The Panel’s final report marked the turning point from presentation to protection and in 2000, Canada’s National Parks Act officially changed Parks Canada’s mandate. Since then, the agency has grown successfully in its education, preservation, and habitat and species reintroduction programs. It has also become more progressive in its co-operative practices, working with First Nations to establish appropriate park boundaries and preserve and protect cultural sites and heritage.

Today, Canadian parks range in size from nine square kilometres (St. Lawrence Islands National Park, Ontario) to nearly 45,000 square kilometres (Wood Buffalo National Park in Alberta and the Northwest Territories) and in popularity—Banff National Park saw 3.13 million visits in 2015, whereas Tutktut Nogait National Park, located 170 kilometres north of the Arctic Circle, sees about 12 per year, said an article written by the CBC.

Overall, however, the number of national visitors has dropped from 22.4 million in 2001 to 20.7 million in 2015, said the same article. Andrew Campbell, director of general visitor experience for Parks Canada told the CBC one of the main reasons for the decline is a lack of basic outdoors skills, especially among those who live in urban areas.

Parks Canada is again shifting its programming to meet Canadians’ changing habits and demographics. Learn to Camp programs invite families to learn the basics like pitching a tent and cooking over a fire, and reaching out to new Canadians means advertising through ethnic media outlets and creating areas to accommodate large groups for those who prefer to gather in large numbers over doing so in an isolated campsite for a single nuclear family, Campbell told the CBC.
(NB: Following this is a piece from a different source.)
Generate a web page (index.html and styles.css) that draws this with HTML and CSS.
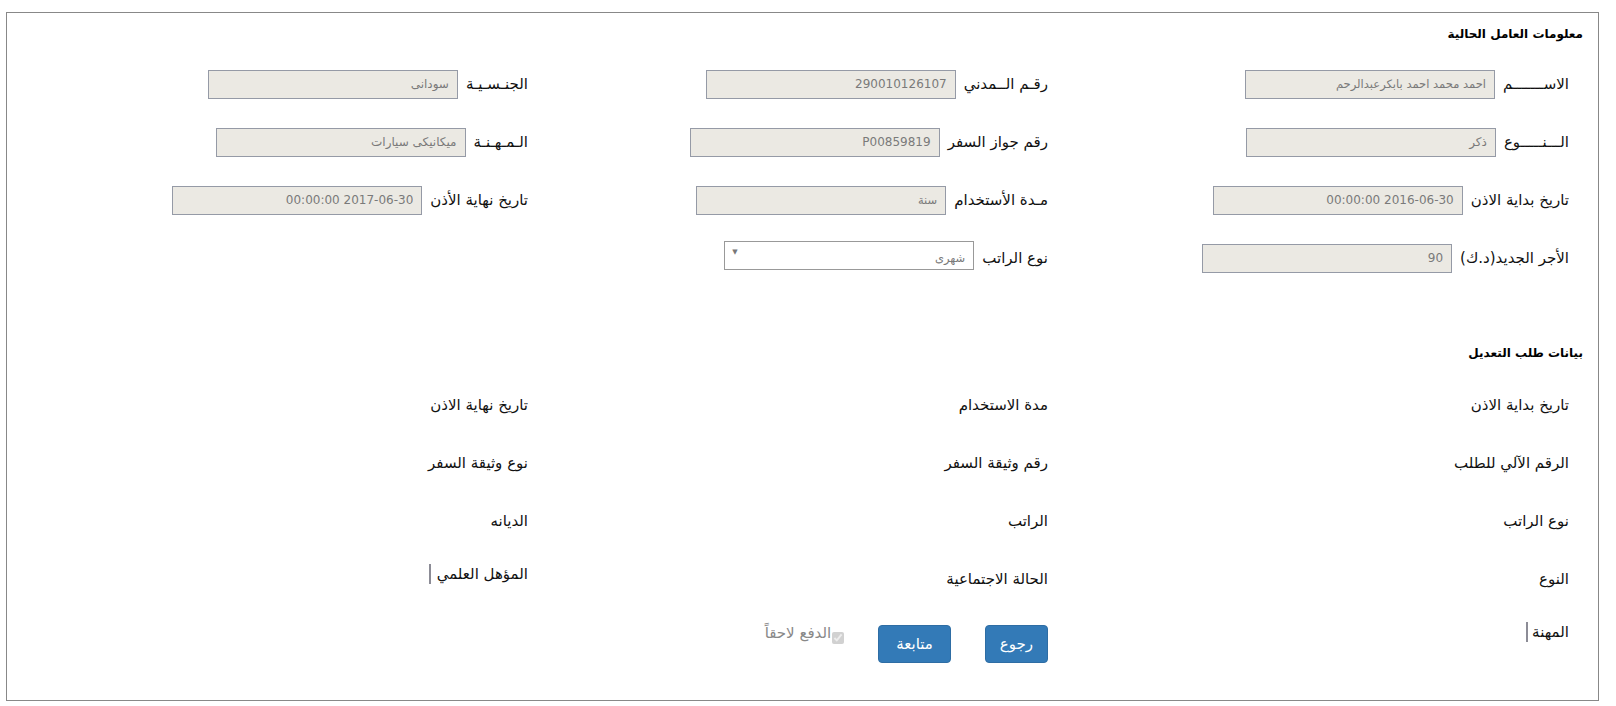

“The goal is to have ‘everybody feel that these treasured places – that either tell our history or show our nature – are ones that every Canadian feels are a part of them,” he said in the article.

This year, Canada Parks Day falls on July 15. It is a beautiful time of year to create space in nature, visit these essential parts of Canada’s history and heritage, and appreciate them as areas rich in both human history and the bounty wilderness offers. How will you celebrate?